Motivação é sempre uma questão fundamental relacionada a qualquer ofício. O que esperar quando se está há mais 30 de anos fazendo a mesma coisa? Como se renovar sem parecer forçado, como continuar amando o seu trabalho? Em seu 15º disco junto ao seu inseparável grupo, Nick Cave and The Bad Seeds traz uma obra densa, atmosférica e à altura de sua carreira em Push The Sky Away.
Nick parece querer dosar mais o seu tempo, voz e clima após a sua aventura mais roqueira e suja com a banda Grinderman, feita com integrantes do Bad Seeds. Vemos aqui um trabalho mais orquestrado, cheio de acordes construídos em cordas mais elaboradas como violinos e o violoncelos. Sua voz, carregada de teatralidade, contracena de forma exemplar em músicas feitas como trilha sonoras mundanas, adaptáveis a vida de quem escuta música como uma pessoa comum. Lindo do começo ao fim, Push The Sky Away nos faz acreditar em letras oníricas, como o próprio Cave ousa dizer em diversos trechos.
Jubilee Street, single e carro-chefe do disco, aborda a história de uma prostituta morta na rua de mesmo nome. Como em um filme, somos introduzidos ao personagem principal para depois a trama se encerrar de forma trágica, sem deixar cantor e ouvinte tocados. Nick é um narrador onisciente na história e despeja todo o seu amor: “And here I come up the hill, I’m pushing my wheel of love /I got love in my tummy and a tiny little pain”. Uma bela linha de guitarra, auxiliada por uma percussão espaçada fazem desta a melhor música do disco. No entanto, diferentemente de álbuns que se resumem a um single, temos aqui excelentes canções que emocionam e fazem Nick ecoar uma voz do além que lembra os momentos derradeiros do grande Johnny Cash.
Vemos Cave conversando com o ouvinte em canções como Finishing Jubilee Street, em que o mesmo conta o final de seu processo de composição e como se sentiu conectado com a história: “And I flew into a frenzy searching high and low /Because in my dream the girl was very young”. Transborda suspense na densa Water’s Edge, uma canção assustadora, rasgada e profunda “But you grow old and you grow cold”. Na bela Mermaids, a sinceridade percorre as cordas vocais desse quase senhor de 55 anos. “I believe in God/I believe in mermaids too /I believe in 72 virgins on a chain (why not, why not)”, diz este irônico e por que não, verdadeiro cantor.

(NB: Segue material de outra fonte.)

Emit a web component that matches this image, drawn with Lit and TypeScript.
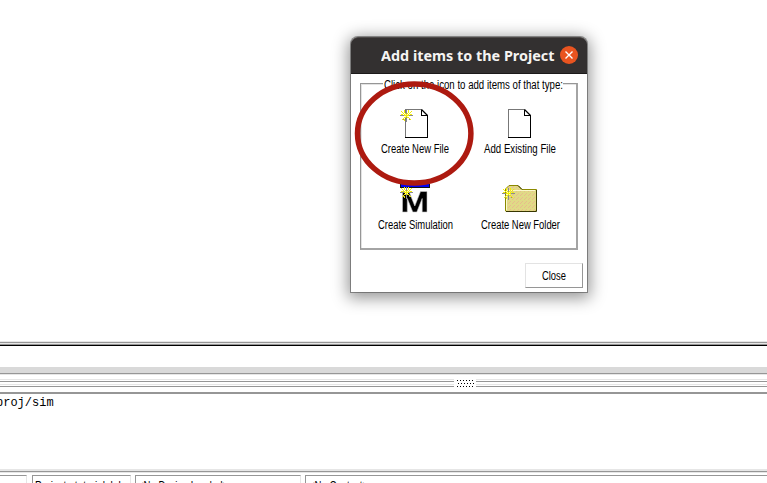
import { LitElement, html, css, svg } from "lit";
import { customElement } from "lit/decorators.js";

const star = (x: number, y: number) => svg`
  <g transform="translate(${x} ${y})" shape-rendering="crispEdges">
    <path d="M6 1h1v4h-1zM6 8h1v5h-1zM0 6h4v1h-4zM9 6h4v1h-4zM2 3h1v1h-1zM10 3h1v1h-1zM3 10h1v1h-1zM9 10h1v1h-1z" fill="#8c8c8c" />
    <path d="M1 2h1v1h1v1h1v1h1v1h-1v-1h-1v-1h-1v-1h-1zM11 2h1v1h-1v1h-1v1h-1v1h-1v-1h1v-1h1v-1h1zM2 10h1v-1h1v-1h1v1h-1v1h-1v1h-1zM8 8h1v1h1v1h1v1h-1v-1h-1v-1h-1zM4 1h1v3h-1zM8 1h1v3h-1zM5 4h1v1h-1zM7 4h1v1h-1zM4 6h5v1h-5zM6 5h1v3h-1zM5 8h1v1h-1zM7 8h1v1h-1zM1 5h2v1h-2zM10 5h2v1h-2zM4 10h1v2h-1z" fill="#f4ee00" />
    <path d="M5 5h1v1h-1zM7 5h1v1h-1zM5 7h1v1h-1zM7 7h1v1h-1z" fill="#fffbb0" />
  </g>`;

const page = (x: number) => svg`
  <g transform="translate(${x} 0)">
    <path d="M.5 28.500V.5H16.500l6 6v22z" fill="#fff" />
    <path d="M.5 28V.5H17" fill="none" stroke="#777" shape-rendering="crispEdges" />
    <path d="M0 28.500h23M22.500 6v23M16.500 1v5.500h6" fill="none" stroke="#000" shape-rendering="crispEdges" />
    <path d="M16.500 .5l6 6" stroke="#000" stroke-width="1.300" />
  </g>`;

const icons: Record<string, unknown> = {
  file: html`<svg width="36" height="30">${page(8)}${star(3, 0)}</svg>`,
  existing: html`<svg width="36" height="30">${page(6)}</svg>`,
  sim: html`<svg width="36" height="30">
    <path d="M3 -1h30v4H3z" fill="#111" /><path d="M4 -1h28v3H4z" fill="#0000f5" />
    <path d="M5.500 27V6.500h6.500l5.800 14.500 5.700-14.500h6.500V27h-4.800V13.500l-5.400 13.500h-4l-5.500-13.500v13.500z" fill="#000" stroke="#c8c8c8" stroke-width=".6" />
    ${star(3, 1)}
  </svg>`,
  folder: html`<svg width="36" height="30">
    <defs><pattern id="dither" width="4" height="4" patternUnits="userSpaceOnUse">
      <path d="M0 0h4v4H0z" fill="#e0da86" /><path d="M0 0h1v1H0zM2 2h1v1H2zM3 1h1v1H3z" fill="#e8bc8c" />
    </pattern></defs>
    <path d="M3.500 26V4L7 .5h9l4 4h14.500V25l-1 1.500h-29z" fill="url(#dither)" stroke="#8b8900" />
    <path d="M4.500 25V5.500H33" fill="none" stroke="#fbf9cc" />
    <path d="M16 .5l4 4M34.500 5v21.500H4" fill="none" stroke="#373600" />
    ${star(0, 2)}
  </svg>`,
};

@customElement("app-root")
export class AppRoot extends LitElement {
  static styles = css`
    :host { display: block; position: relative; width: 767px; height: 483px; overflow: hidden; background: #fff; color: #000; font: 12px "Liberation Sans", sans-serif; }
    .workspace { display: flex; flex-direction: column; height: 483px; }
    .upper { flex: 0 0 341px; }
    .edge { flex: 0 0 5px; background: linear-gradient(#e6e6e6 1px, #969696 1px 2px, #e6e6e6 2px 3px, #969696 3px 4px, #000 4px); }
    .tabs { flex: 0 0 21px; }
    .band { flex: 0 0 6px; background: #d9d9d9; border-bottom: 1px solid #969696; box-shadow: 0 1px #e6e6e6; }
    .sash { flex: 0 0 8px; margin: 5px 0; display: flex; background: linear-gradient(#e6e6e6 1px, #fff 1px 2px, #969696 2px 3px, #fff 3px 5px, #e6e6e6 5px 6px, #fff 6px 7px, #969696 7px); }
    .grip { margin-left: 454px; width: 22px; height: 8px; background: #fff; }
    .grip svg { display: block; overflow: visible; }
    .console { flex: 0 0 75px; border-top: 2px solid #969696; font: 12px/15px "Liberation Mono", monospace; }
    .prompt { display: block; margin: 2px 0 0 -4px; }
    .rule { flex: 0 0 4px; background: linear-gradient(#e6e6e6 2px, #969696 2px 3px, #e6e6e6 3px); }
    .status { display: flex; gap: 4px; padding-top: 2px; height: 8px; overflow: hidden; }
    .cell { box-sizing: border-box; height: 22px; border: 1px solid #969696; border-right-color: #e6e6e6; padding: 3px 0 0 2px; }
    .c0 { width: 27px; border-left: 0; margin-right: 1px; }
    .c1 { width: 99px; }
    .c2 { width: 166px; padding-left: 2px; }
    .c3 { flex: 1; border-right: 0; padding-left: 3px; }

    .dialog { position: absolute; left: 351px; top: 37px; width: 236px; height: 255px; border-radius: 7px 7px 0 0; background: #fff; box-shadow: 0 0 0 1px rgba(80,80,80,.6), 0 3px 16px 3px rgba(0,0,0,.42); }
    .title { height: 37px; box-sizing: border-box; background: #333030; border-radius: 7px 7px 0 0; border-top: 1px solid #4d4948; border-bottom: 1px solid #1c1a1a; display: flex; align-items: center; justify-content: flex-end; gap: 5px; padding-right: 9px; font: bold 14px "Noto Sans", sans-serif; }
    .close { display: block; position: relative; top: -1px; }
    .group { box-sizing: border-box; position: relative; margin: 9px 9px 0; height: 167px; border: 1px solid #969696; border-right-width: 2px; border-bottom-width: 2px; border-color: #969696 #a4a4a4 #a4a4a4 #969696; box-shadow: inset 1px 1px #e3e3e3; display: grid; grid-template-columns: 106px 104px; grid-template-rows: 76px 76px; padding: 25px 0 0 1px; }
    .legend { position: absolute; left: 22px; top: -6px; height: 14px; padding-left: 1px; background: #fff; }
    .t { display: block; overflow: visible; }
    .item { display: flex; flex-direction: column; align-items: center; }
    .item svg { display: block; overflow: visible; }
    .item .t { margin-top: 3px; }
    .button { box-sizing: border-box; width: 58px; height: 25px; margin: 13px 0 0 174px; border: 1px solid #969696; border-top-color: #e3e3e3; border-left-color: #e3e3e3; display: flex; align-items: center; justify-content: center; }
    .marker { position: absolute; left: 354px; top: 80px; }
  `;

  label(text: string, width: number) {
    return html`<svg class="t" width=${width} height="14"><text x="0" y="11" font-size="12" textLength=${width} lengthAdjust="spacingAndGlyphs">${text}</text></svg>`;
  }

  item(icon: string, text: string, width: number) {
    return html`<div class="item">${icons[icon]}${this.label(text, width)}</div>`;
  }

  render() {
    const dots = [[3, 1], [6, 1], [9, 1], [12, 1], [15, 1], [18, 1], [4, 4], [7, 4], [10, 4], [13, 4], [16, 4], [19, 4], [3, 7], [6, 7], [9, 7], [12, 7], [15, 7], [18, 7]];
    return html`
      <div class="workspace">
        <div class="upper"></div>
        <div class="edge"></div>
        <div class="tabs"></div>
        <div class="band"></div>
        <div class="sash"><div class="grip"><svg width="22" height="8">${dots.map(([x, y]) => svg`<rect x=${x} y=${y} width="1" height="1" />`)}</svg></div></div>
        <div class="console"><span class="prompt">proj/sim</span></div>
        <div class="rule"></div>
        <div class="status">
          <div class="cell c0"></div>
          <div class="cell c1">${this.label("Project : tutorial_lab", 89)}</div>
          <div class="cell c2">${this.label("<No Design Loaded>", 90)}</div>
          <div class="cell c3">${this.label("<No Context>", 59)}</div>
        </div>
      </div>
      <div class="dialog">
        <div class="title"><svg width="174" height="20"><text x="0" y="15" fill="#f5f4f2" textLength="173.500" lengthAdjust="spacingAndGlyphs">Add items to the Project</text></svg>
          <svg class="close" width="18" height="18"><circle cx="9" cy="9" r="9" fill="#e95420" /><path d="M5.500 5.500l7 7M12.500 5.500l-7 7" stroke="#fff" stroke-width="1.4" /></svg>
        </div>
        <div class="group">
          <div class="legend">${this.label("Click on the icon to add items of that type:", 179)}</div>
          ${this.item("file", "Create New File", 68)}
          ${this.item("existing", "Add Existing File", 72)}
          ${this.item("sim", "Create Simulation", 75)}
          ${this.item("folder", "Create New Folder", 79)}
        </div>
        <div class="button">${this.label("Close", 24)}</div>
      </div>
      <svg class="marker" width="120" height="107"><ellipse cx="60.200" cy="53.500" rx="56.700" ry="49.500" fill="none" stroke="#ad1a10" stroke-width="5.500" /></svg>
    `;
  }
}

Digo isso pois é impossível não imaginar-se na época dos grande cantores americanos da década de 1950. O poder de sua voz o torna um poeta no palco, transformando pensamentos e poemas em canções que não se esquecem da vida contemporânea. Quer um nome melhor para um música do que Higgs Boson Blues, em que Cave diz estar dirigindo rumo a Genebra, cidade deste experimento que descobriu a “partícula de Deus”, última peça de um quebra-cabeça existencial científico. Assim como os cientistas se vêem sem quase nada para provar, deixando-os perplexos, Nick também parece estar vendo o mundo como um espectador estático, cético e talvez confuso. O Blues ainda brinca com celebridades da música Pop atual em cenários pitorescos como Hannah Montana em uma Savana, e Miley Cirus morta em uma piscina no Lago Toluca.
A atmosfera não chega a sair do limiar dos sonhos em nenhum momento, criando somente diferentes texturas sonoras para o que parece ser uma epifania sonora de Nick e os seus Bad Seeds. Um turbilhão de emoções acaba sendo o resultado de uma perfeita sintonia entre voz e banda, transformando o disco na trilha sonora perfeita para um momento reflexivo, em qualquer lugar ou situação. Se você nunca teve a chance de chegar perto de um disco de Cave, agora é certamente o timming certo para mergulhar em um grupo que, no auge de seus 30 anos de carreira, parece se renovar com uma motivação ímpar na criação de pequenas belezas sonoras.